Una foto p´al Gráfico

García Márquez le echa la culpa de todo a una de sus primeras maestras en la primaria: “Ella fue la que me dio esas lecturas que me pudrieron el seso para siempre”, dice en una nota. Yo podría echarle la culpa de todo a las revistas, a la Goles y especialmente al Gráfico.

Desde el 65 me convertí en adicto a las dos y las compraba todas las semanas. La Goles venía en el viejo sepia y traía muchas fotos e información, pero era bastante superficial El Gráfico, en cambio, era el barómetro deportivo del país: el sueño de todo deportista argentino era aparecer retratado en su tapa, significaba la consagración definitiva.

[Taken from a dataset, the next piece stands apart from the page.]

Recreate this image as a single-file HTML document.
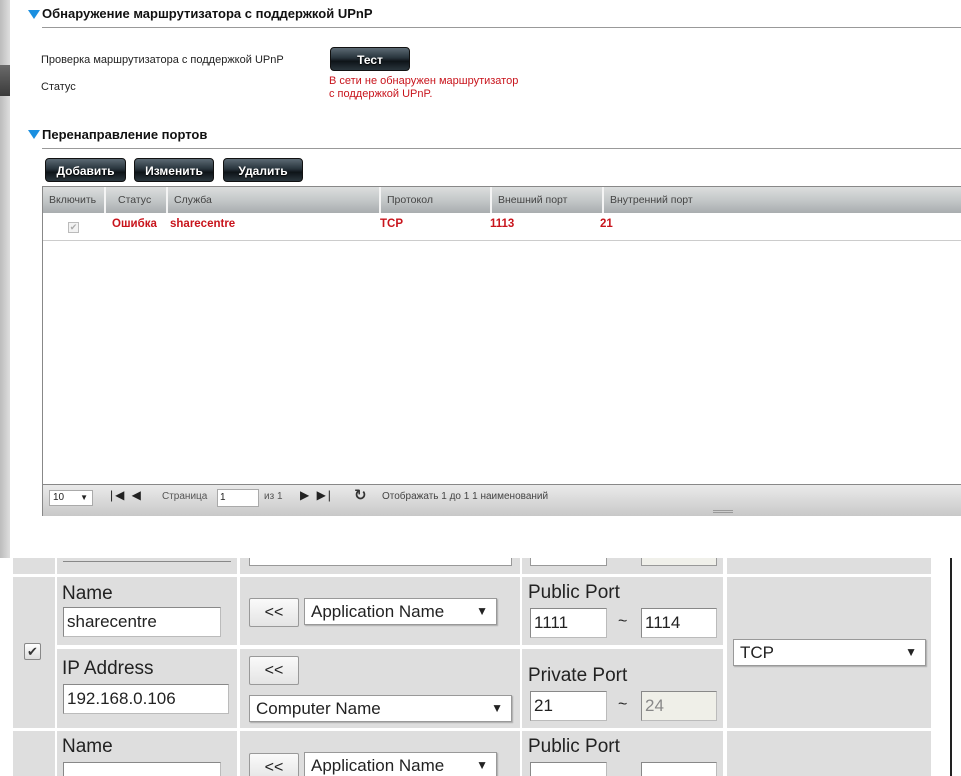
<!DOCTYPE html>
<html><head><meta charset="utf-8"><style>
*{margin:0;padding:0;box-sizing:border-box}
html,body{width:961px;height:776px;overflow:hidden}
body{position:relative;background:#fff;font-family:"Liberation Sans","DejaVu Sans",sans-serif;font-size:11px;color:#222}
.a{position:absolute}
.tri{width:0;height:0;border-left:6px solid transparent;border-right:6px solid transparent;border-top:9px solid #1a8fe0}
.h{font-weight:bold;font-size:13px;color:#111}
.btn{position:absolute;height:24px;border-radius:4px;background:linear-gradient(#5c6a74,#28343c 45%,#0e1418 60%,#2a353c);color:#fff;font-weight:bold;font-size:12px;text-align:center;line-height:24px;text-shadow:0 1px 1px #000;border:1px solid #111}
.th{position:absolute;top:0;height:26px;line-height:26px;padding-left:6px;color:#444;font-size:10.5px;border-right:2px solid #f4f4f4}
.red{color:#c8141c;font-weight:bold;font-size:11.5px}
.cell{position:absolute;background:#dedede}
.lbl{position:absolute;font-family:"Liberation Sans","DejaVu Sans",sans-serif;font-size:19px;color:#222}
.inp{position:absolute;background:#fff;border:1px solid #888;border-right-color:#bbb;border-bottom-color:#bbb;font-family:"Liberation Sans",sans-serif;font-size:17px;padding-left:3px;line-height:28px;height:30px;color:#222}
.sel{position:absolute;background:#fff;border:1px solid #999;font-family:"Liberation Sans",sans-serif;font-size:17px;padding-left:6px;line-height:25px;height:27px;color:#222;box-shadow:1px 1px 1px #aaa}
.sel b{position:absolute;right:8px;top:0;font-size:12px}
.ll{position:absolute;width:50px;height:29px;border:1px solid #999;background:linear-gradient(#fafafa,#e4e4e4);font-family:"Liberation Sans",sans-serif;font-size:16px;text-align:center;line-height:27px;border-radius:2px}
</style></head><body>
<div class="a" style="left:0;top:0;width:10px;height:558px;background:linear-gradient(90deg,#bcbcbc,#dedede)"></div>
<div class="a" style="left:0;top:65px;width:10px;height:31px;background:linear-gradient(#6a6a6a,#3a3a3a)"></div>

<div class="a tri" style="left:28px;top:10px"></div>
<div class="a h" style="left:42px;top:6px">Обнаружение маршрутизатора с поддержкой UPnP</div>
<div class="a" style="left:42px;top:27px;width:919px;height:1px;background:#999"></div>
<div class="a" style="left:41px;top:54px">Проверка маршрутизатора с поддержкой UPnP</div>
<div class="a" style="left:41px;top:81px">Статус</div>
<div class="btn" style="left:330px;top:47px;width:80px;height:24px">Тест</div>
<div class="a" style="left:329px;top:75px;color:#c8141c;line-height:13px">В сети не обнаружен маршрутизатор<br>с поддержкой UPnP.</div>

<div class="a tri" style="left:28px;top:130px"></div>
<div class="a h" style="left:42px;top:127px">Перенаправление портов</div>
<div class="a" style="left:42px;top:148px;width:919px;height:1px;background:#999"></div>
<div class="btn" style="left:45px;top:158px;width:81px">Добавить</div>
<div class="btn" style="left:134px;top:158px;width:80px">Изменить</div>
<div class="btn" style="left:223px;top:158px;width:80px">Удалить</div>

<div class="a" style="left:42px;top:186px;width:919px;height:330px;border:1px solid #888;border-right:none;background:#fff">
 <div class="a" style="left:0;top:0;width:918px;height:26px;background:linear-gradient(#dcdede,#c4c8c9 50%,#a9adaf)">
  <div class="th" style="left:0;width:63px">Включить</div>
  <div class="th" style="left:63px;width:62px;padding-left:12px">Статус</div>
  <div class="th" style="left:125px;width:213px">Служба</div>
  <div class="th" style="left:338px;width:111px">Протокол</div>
  <div class="th" style="left:449px;width:112px">Внешний порт</div>
  <div class="th" style="left:561px;width:357px;border:none">Внутренний порт</div>
 </div>
 <div class="a" style="left:25px;top:35px;width:11px;height:11px;border:1px solid #bbb;background:#f2f2f2;color:#aaa;font-size:9px;line-height:9px;text-align:center">✔</div>
 <div class="a red" style="left:69px;top:31px">Ошибка</div>
 <div class="a red" style="left:127px;top:31px">sharecentre</div>
 <div class="a red" style="left:337px;top:31px">TCP</div>
 <div class="a red" style="left:447px;top:31px">1113</div>
 <div class="a red" style="left:557px;top:31px">21</div>
 <div class="a" style="left:0;top:53px;width:918px;height:1px;background:#ccc"></div>
 <div class="a" style="left:0;top:297px;width:918px;height:32px;border-top:1px solid #888;background:linear-gradient(#eaeaea,#d6d6d6 60%,#c8c8c8)">
  <div class="a" style="left:6px;top:5px;width:44px;height:16px;background:#fff;border:1px solid #aaa;font-size:10px;line-height:14px;padding-left:3px">10<span style="position:absolute;right:4px;font-size:8px">▼</span></div>
  <div class="a" style="left:67px;top:3px;font-size:12px;color:#222;letter-spacing:2px">|◀ ◀</div>
  <div class="a" style="left:119px;top:6px;color:#555;font-size:10px">Страница</div>
  <div class="a" style="left:174px;top:4px;width:42px;height:18px;background:#fff;border:1px solid #aaa;font-size:10px;line-height:16px;padding-left:2px">1</div>
  <div class="a" style="left:221px;top:6px;color:#555;font-size:10px">из 1</div>
  <div class="a" style="left:257px;top:3px;font-size:12px;color:#222;letter-spacing:2px">▶ ▶|</div>
  <div class="a" style="left:311px;top:1px;font-size:15px;font-weight:bold;color:#333">↻</div>
  <div class="a" style="left:339px;top:6px;color:#444;font-size:10px">Отображать 1 до 1 1 наименований</div>
  <div class="a" style="left:670px;top:25px;width:20px;height:3px;border-top:1px solid #999;border-bottom:1px solid #999"></div>
 </div>
</div>

<div class="a" style="left:0;top:558px;width:961px;height:218px;background:#fff;overflow:hidden">
 <div class="a" style="left:950px;top:0;width:2px;height:218px;background:#222"></div>
 <div class="cell" style="left:13px;top:0;width:42px;height:16px"></div>
 <div class="cell" style="left:57px;top:0;width:180px;height:16px"></div>
 <div class="a" style="left:63px;top:0;width:168px;height:4px;border-bottom:1px solid #888"></div>
 <div class="cell" style="left:240px;top:0;width:280px;height:16px"></div>
 <div class="a" style="left:249px;top:0;width:263px;height:8px;background:#fff;border:1px solid #999;border-top:none"></div>
 <div class="cell" style="left:522px;top:0;width:201px;height:16px"></div>
 <div class="a" style="left:530px;top:0;width:77px;height:8px;background:#fff;border:1px solid #999;border-top:none"></div>
 <div class="a" style="left:641px;top:0;width:76px;height:8px;background:#f0f0ea;border:1px solid #999;border-top:none"></div>
 <div class="cell" style="left:727px;top:0;width:204px;height:16px"></div>

 <div class="cell" style="left:13px;top:19px;width:42px;height:151px"></div>
 <div class="a" style="left:24px;top:85px;width:17px;height:17px;border:1px solid #888;background:linear-gradient(#fff,#ddd);border-radius:2px;font-size:13px;text-align:center;line-height:15px;color:#333">✔</div>
 <div class="cell" style="left:57px;top:19px;width:180px;height:68px"></div>
 <div class="cell" style="left:57px;top:91px;width:180px;height:79px"></div>
 <div class="cell" style="left:240px;top:19px;width:280px;height:68px"></div>
 <div class="cell" style="left:240px;top:91px;width:280px;height:79px"></div>
 <div class="cell" style="left:522px;top:19px;width:201px;height:68px"></div>
 <div class="cell" style="left:522px;top:91px;width:201px;height:79px"></div>
 <div class="cell" style="left:727px;top:19px;width:204px;height:151px"></div>

 <div class="lbl" style="left:62px;top:25px">Name</div>
 <div class="inp" style="left:63px;top:49px;width:158px">sharecentre</div>
 <div class="ll" style="left:249px;top:40px">&lt;&lt;</div>
 <div class="sel" style="left:304px;top:40px;width:193px">Application Name<b>▼</b></div>
 <div class="lbl" style="left:528px;top:24px">Public Port</div>
 <div class="inp" style="left:530px;top:50px;width:77px">1111</div>
 <div class="a" style="left:618px;top:55px;font-size:16px">~</div>
 <div class="inp" style="left:641px;top:50px;width:76px">1114</div>
 <div class="sel" style="left:733px;top:81px;width:193px">TCP<b>▼</b></div>

 <div class="lbl" style="left:62px;top:100px">IP Address</div>
 <div class="inp" style="left:63px;top:126px;width:166px">192.168.0.106</div>
 <div class="ll" style="left:249px;top:98px">&lt;&lt;</div>
 <div class="sel" style="left:249px;top:137px;width:263px">Computer Name<b>▼</b></div>
 <div class="lbl" style="left:528px;top:107px">Private Port</div>
 <div class="inp" style="left:530px;top:133px;width:77px">21</div>
 <div class="a" style="left:618px;top:138px;font-size:16px">~</div>
 <div class="inp" style="left:641px;top:133px;width:76px;background:#efefe8;color:#888">24</div>

 <div class="cell" style="left:13px;top:173px;width:42px;height:45px"></div>
 <div class="cell" style="left:57px;top:173px;width:180px;height:45px"></div>
 <div class="cell" style="left:240px;top:173px;width:280px;height:45px"></div>
 <div class="cell" style="left:522px;top:173px;width:201px;height:45px"></div>
 <div class="cell" style="left:727px;top:173px;width:204px;height:45px"></div>
 <div class="lbl" style="left:62px;top:178px">Name</div>
 <div class="inp" style="left:63px;top:204px;width:158px"></div>
 <div class="ll" style="left:249px;top:195px">&lt;&lt;</div>
 <div class="sel" style="left:304px;top:194px;width:193px">Application Name<b>▼</b></div>
 <div class="lbl" style="left:528px;top:178px">Public Port</div>
 <div class="inp" style="left:530px;top:204px;width:77px"></div>
 <div class="inp" style="left:641px;top:204px;width:76px"></div>
</div>
</body></html>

Porque todavía no se manejaba con el criterio del “marketing”, los que aparecían en sus tapas no eran los que más vendían, sino los mejores, no importaba cual fuera su especialidad; hasta los deportes menos populares como la natación, el polo o la esgrima podían ocupar la tapa si una figura había hecho méritos suficientes. En la canchita de 29, como en todas las del país, soñábamos con salir algún día en la tapa del Gráfico, y mientras tanto nos consolábamos sacándonos fotos imaginarias para la revista, posando, pegándole a la pelota o ensayando una atajada: “Dale, dale, sacame una foto pa´l Gráfico”.

Pero más importantes tal vez que las fotos eran las notas. Había por lo menos una docena de excelentes redactores, pera las mejores sin duda eran las del gran Osvaldo Ardizzone. Yo me devoraba sus reportajes a las grandes figuras del fútbol, sus crónicas épicas sobre partidos memorables, y los copiosos elogios a las condiciones técnicas de los crack de todas las épocas. Y estaba seguro de que algún día sería el protagonista directo de esos reportajes, el objeto de todos los elogios, yo condensaría todas las virtudes: admirarían mi gambeta, alabarían mi pegada, ponderarían mi talento, encomiarían mi marca. Escribirían sobre mi todas las cosas que habían escrito desde Bernabé Ferreyra a Walter Gómez, de Pedro Ochoa a Federico Sacchi, de Antonio Sastre a Raúl Bernao, de Roberto Cherro al Pocho Pianetti; de René Pontoni a Fernando Arean; de Herminio Masantonio al Toscanito Rendo; de Manuel Ferreyra a Norberto Infante de José María Minella a Daniel Bayo, de Alfredo Di Stefano a Pelé; de Andrade a Sasía, de Puskas a Eusebio, de Masopust a Metreveli. Todas y cada una de mis acciones en la cancha y de mis pasos en la vida serían seguidos de cerca por un enjambre de periodistas que no se cansaría de entrevistarme y de elogiarme. Y yo me adelantaba a ese tiempo y me imaginaba ya lo que estarían diciendo si me estuvieran viendo jugar en ese momento en la canchita, como describirían el pase que acababa de dar, la gambeta que acababa de hacer. Pero en la canchita no estaban Diego Lucero ni Osvaldo Ardizzone ni ningún otro periodista; estaban mis compañeros que me sacaban de mi sueño, gritándome indignados: “¡Franchute, largala boludo!, ¿quién te creés que sos?”.